Der christliche Rest

Aber so ganz und gar ist das christliche Erbe unserer Kultur mit seiner Betonung der Nächstenliebe  doch noch nicht verschwunden. Man betrachte nur die ungebrochene Hilfsbereitschaft und Spendenfreundlichkeit der deutschen Bevölkerung, nicht nur wenn es um abstrakte oder geographisch ferne Probleme geht, sondern auch im persönlichen Lebensumfeld. Und in Meinungsumfragen bekennt sich eine Mehrheit der jungen Leute weiterhin hartnäckig zum „überkommenen“ und als überholt denunzierten Familienbild: Sie wollen heiraten, einen Hausstand gründen, Kinder kriegen. So viel ist vom „christlichen Menschenbild“ schon noch übrig, wenn auch unterbewusst und mit abnehmender Tendenz.

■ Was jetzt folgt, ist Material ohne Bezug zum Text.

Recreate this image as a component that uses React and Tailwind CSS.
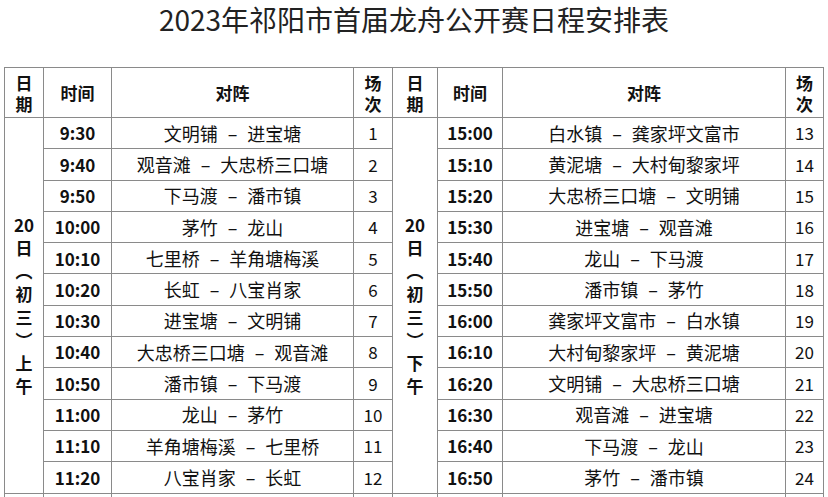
import React from 'react';

const left = [
  ['9:30', '文明铺', '进宝塘', 1],
  ['9:40', '观音滩', '大忠桥三口塘', 2],
  ['9:50', '下马渡', '潘市镇', 3],
  ['10:00', '茅竹', '龙山', 4],
  ['10:10', '七里桥', '羊角塘梅溪', 5],
  ['10:20', '长虹', '八宝肖家', 6],
  ['10:30', '进宝塘', '文明铺', 7],
  ['10:40', '大忠桥三口塘', '观音滩', 8],
  ['10:50', '潘市镇', '下马渡', 9],
  ['11:00', '龙山', '茅竹', 10],
  ['11:10', '羊角塘梅溪', '七里桥', 11],
  ['11:20', '八宝肖家', '长虹', 12],
];

const right = [
  ['15:00', '白水镇', '龚家坪文富市', 13],
  ['15:10', '黄泥塘', '大村甸黎家坪', 14],
  ['15:20', '大忠桥三口塘', '文明铺', 15],
  ['15:30', '进宝塘', '观音滩', 16],
  ['15:40', '龙山', '下马渡', 17],
  ['15:50', '潘市镇', '茅竹', 18],
  ['16:00', '龚家坪文富市', '白水镇', 19],
  ['16:10', '大村甸黎家坪', '黄泥塘', 20],
  ['16:20', '文明铺', '大忠桥三口塘', 21],
  ['16:30', '观音滩', '进宝塘', 22],
  ['16:40', '下马渡', '龙山', 23],
  ['16:50', '茅竹', '潘市镇', 24],
];

const cell = 'border-[1.5px] border-[#8a8a8a] text-center align-middle p-0';

const Stack = ({ a, b }) => (
  <div className="flex flex-col items-center leading-[21px]">
    <span>{a}</span>
    <span>{b}</span>
  </div>
);

const DateCell = ({ half }) => (
  <td rowSpan={12} className={cell + ' font-bold text-[17px]'}>
    <div className="flex flex-col items-center leading-[23px]">
      <span>20</span>
      <span>日</span>
      <span>︵</span>
      <span>初</span>
      <span>三</span>
      <span>︶</span>
      <span>{half}</span>
      <span>午</span>
    </div>
  </td>
);

const Match = ({ a, b }) => (
  <span className="text-[18px]">
    {a}
    <span className="mx-[10px]">–</span>
    {b}
  </span>
);

export default function App() {
  return (
    <div
      className="w-[828px] h-[497px] overflow-hidden bg-white text-[#111]"
      style={{ fontFamily: '"Noto Sans CJK SC", "Noto Sans", sans-serif' }}
    >
      <h1 className="text-center text-[28px] leading-[38px] font-normal text-[#222] h-[67px]">
        2023年祁阳市首届龙舟公开赛日程安排表
      </h1>
      <table className="ml-[4px] w-[819px] table-fixed border-collapse">
        <colgroup>
          <col className="w-[39px]" />
          <col className="w-[68px]" />
          <col className="w-[242px]" />
          <col className="w-[39px]" />
          <col className="w-[45px]" />
          <col className="w-[65px]" />
          <col className="w-[283px]" />
          <col className="w-[38px]" />
        </colgroup>
        <thead>
          <tr className="h-[50px] text-[17px] font-bold">
            <th className={cell}><Stack a="日" b="期" /></th>
            <th className={cell}>时间</th>
            <th className={cell}>对阵</th>
            <th className={cell}><Stack a="场" b="次" /></th>
            <th className={cell}><Stack a="日" b="期" /></th>
            <th className={cell}>时间</th>
            <th className={cell}>对阵</th>
            <th className={cell}><Stack a="场" b="次" /></th>
          </tr>
        </thead>
        <tbody className="text-[17px]">
          {left.map((l, i) => {
            const r = right[i];
            return (
              <tr key={i} className="h-[31.3px]">
                {i === 0 && <DateCell half="上" />}
                <td className={cell + ' font-bold'}>{l[0]}</td>
                <td className={cell}><Match a={l[1]} b={l[2]} /></td>
                <td className={cell}>{l[3]}</td>
                {i === 0 && <DateCell half="下" />}
                <td className={cell + ' font-bold'}>{r[0]}</td>
                <td className={cell}><Match a={r[1]} b={r[2]} /></td>
                <td className={cell}>{r[3]}</td>
              </tr>
            );
          })}
          <tr className="h-[31px]">
            {Array.from({ length: 8 }).map((_, k) => (
              <td key={k} className={cell}></td>
            ))}
          </tr>
        </tbody>
      </table>
    </div>
  );
}
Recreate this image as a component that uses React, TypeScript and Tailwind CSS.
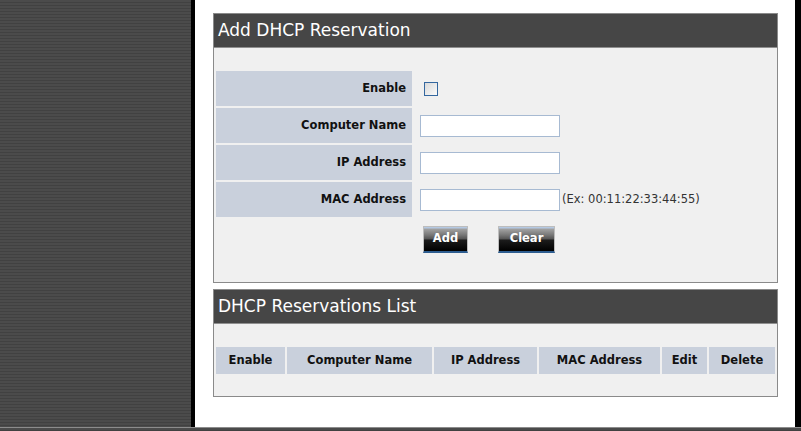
import React from 'react';

const stripes =
    'bg-[image:repeating-linear-gradient(to_bottom,#4b4b4b_0px,#4b4b4b_2px,#414141_2px,#414141_3px)]';

const formRows = [
    { label: 'Enable', kind: 'checkbox' },
    { label: 'Computer Name', kind: 'input' },
    { label: 'IP Address', kind: 'input' },
    { label: 'MAC Address', kind: 'input', hint: '(Ex: 00:11:22:33:44:55)' },
];

const listColumns = [
    { title: 'Enable', width: 'w-[69px]' },
    { title: 'Computer Name', width: 'w-[145px]' },
    { title: 'IP Address', width: 'w-[103px]' },
    { title: 'MAC Address', width: 'w-[121px]' },
    { title: 'Edit', width: 'w-[45px]' },
    { title: 'Delete', width: 'w-[66px]' },
];

const PanelHeader: React.FC<{ title: string }> = ({ title }) => (
    <div className="h-[34px] bg-[#464646] border-b border-[#8f8f8f] flex items-center pl-[4px] text-white text-[17px] leading-none">
        {title}
    </div>
);

const DarkButton: React.FC<{ label: string; width: string }> = ({ label, width }) => (
    <button
        type="button"
        className={`${width} h-[27px] border border-[#bdbdbd] border-b-[2px] border-b-[#2d5d90] bg-[linear-gradient(to_bottom,#b4c8e2_0px,#b4c8e2_1px,#a2a2a2_2px,#777777_8px,#545454_12px,#1c1c1c_13px,#000000_100%)] text-white font-bold text-[11.5px] leading-none flex items-center justify-center`}
    >
        {label}
    </button>
);

export default function App() {
    return (
        <div className="w-[801px] h-[431px] flex flex-col overflow-hidden font-['DejaVu_Sans',sans-serif] bg-white">
            <div className="flex h-[427px]">
                <div className={`w-[191px] ${stripes}`} />
                <div className="w-[4px] bg-black" />
                <div className="w-[600px] bg-white pl-[18px] pt-[13px]">
                    {/* Add DHCP Reservation */}
                    <div className="w-[565px] border border-[#8a8a8a] bg-[#f0f0f0]">
                        <PanelHeader title="Add DHCP Reservation" />
                        <div className="px-[2px] pt-[23px] pb-[29px]">
                            <div className="flex flex-col gap-[2px]">
                                {formRows.map((row) => (
                                    <div key={row.label} className="flex h-[35px]">
                                        <div className="w-[196px] bg-[#c9d0dc] flex items-center justify-end pr-[6px] text-[11.5px] font-bold text-[#111]">
                                            {row.label}
                                        </div>
                                        <div className="flex-1 flex items-center pl-[8px] gap-[2px]">
                                            {row.kind === 'checkbox' ? (
                                                <div className="ml-[4px] w-[14px] h-[14px] border-[1.5px] border-[#34679f] bg-[linear-gradient(135deg,#d9d9d9,#fbfbfb)]" />
                                            ) : (
                                                <div className="w-[140px] h-[22px] bg-white border border-[#a7bad2]" />
                                            )}
                                            {row.hint && (
                                                <span className="text-[11.5px] text-[#333]">{row.hint}</span>
                                            )}
                                        </div>
                                    </div>
                                ))}
                            </div>
                            <div className="flex gap-[30px] pl-[207px] mt-[9px]">
                                <DarkButton label="Add" width="w-[45px]" />
                                <DarkButton label="Clear" width="w-[57px]" />
                            </div>
                        </div>
                    </div>

                    {/* DHCP Reservations List */}
                    <div className="w-[565px] mt-[6px] border border-[#8a8a8a] bg-[#f0f0f0]">
                        <PanelHeader title="DHCP Reservations List" />
                        <div className="px-[2px] pt-[23px] pb-[22px]">
                            <div className="flex gap-[2px]">
                                {listColumns.map((col) => (
                                    <div
                                        key={col.title}
                                        className={`${col.width} h-[27px] bg-[#c9d0dc] flex items-center justify-center text-[11.5px] font-bold text-[#111]`}
                                    >
                                        {col.title}
                                    </div>
                                ))}
                            </div>
                        </div>
                    </div>
                </div>
                <div className="w-[6px] bg-black" />
            </div>
            <div className={`h-[4px] border-t border-[#8c8c8c] ${stripes}`} />
        </div>
    );
}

Kann man das noch verantworten?

In krassem Gegensatz dazu steht freilich die aggressiv propagierte Auffassung, es sei unverantwortlich, „Kinder in diese Welt zu setzen“. Die einen meinen damit, Kinder (wie überhaupt alle Menschen) seien Umwelt- und Klimaschädlinge, die es zu bekämpfen, mindestens aber zu begrenzen und zu regulieren gelte (ein totalitärer, unmenschlicher Ansatz). Andere geben vor, sich zu sorgen, was denn diese eventuell noch zu gebärenden  Kinder überhaupt für Lebenschancen und Aussichten hätten. Diese beiden – noch vor wenigen Jahren als abseitig und verrückt geltenden Sichtweisen – haben sich inzwischen enorm ausgebreitet, jedenfalls im öffentlichen Diskurs und in den Medien, wenn auch kaum in der allgemeinen Bevölkerung. Zu dieser Weltuntergangs-Ideologie passt auch die gewaltige Zahl an „sozial“ begründeten Abtreibungen und ebenso die Forderung nach gänzlich entfesselter Euthanasie. Sektiererische Weltanschauungen dieser Art blühen anscheinend besonders gut in der geschützten Umwelt unserer Wohlstandsgesellschaften.

Hoffnungsschimmer?

Dennoch ist der Einfluss „transhumanistischer“ und ähnlicher Ideologien auf die Geburtenrate – besser gesagt auf den Willen zu Elternschaft – geringer als man meinen könnte, was schon die bereits erwähnten Umfragen unter jungen Leuten beweisen. Kinder kriegt man nicht der Gesellschaft zuliebe, und wer wirklich Kinder will, den schreckt kein düsterer Zweckpessimismus von Ideologen ab. Hemmnisse sind vielmehr ganz praktischer Natur, von überlangen Ausbildungszeiten bis zum prekären und überteuerten Wohnungsmarkt. Jüngere Untersuchungen zeigen jedoch, dass Paare mit Kindern glücklicher und sogar gesünder leben als Singles. Und mit Geschwisterkindern aufzuwachsen ist für die Kleinen die beste Vorbereitung für ein glückliches Leben[3].


[1]Jeder normale, nicht psychisch gestörte Mensch reagiert positiv auf bestimmte Signale von kleinen Kindern, von dem in der Werbung beliebten „Kindchen-Schema“ bis zur instinktiven Schutzreaktion in Gefahrensituationen.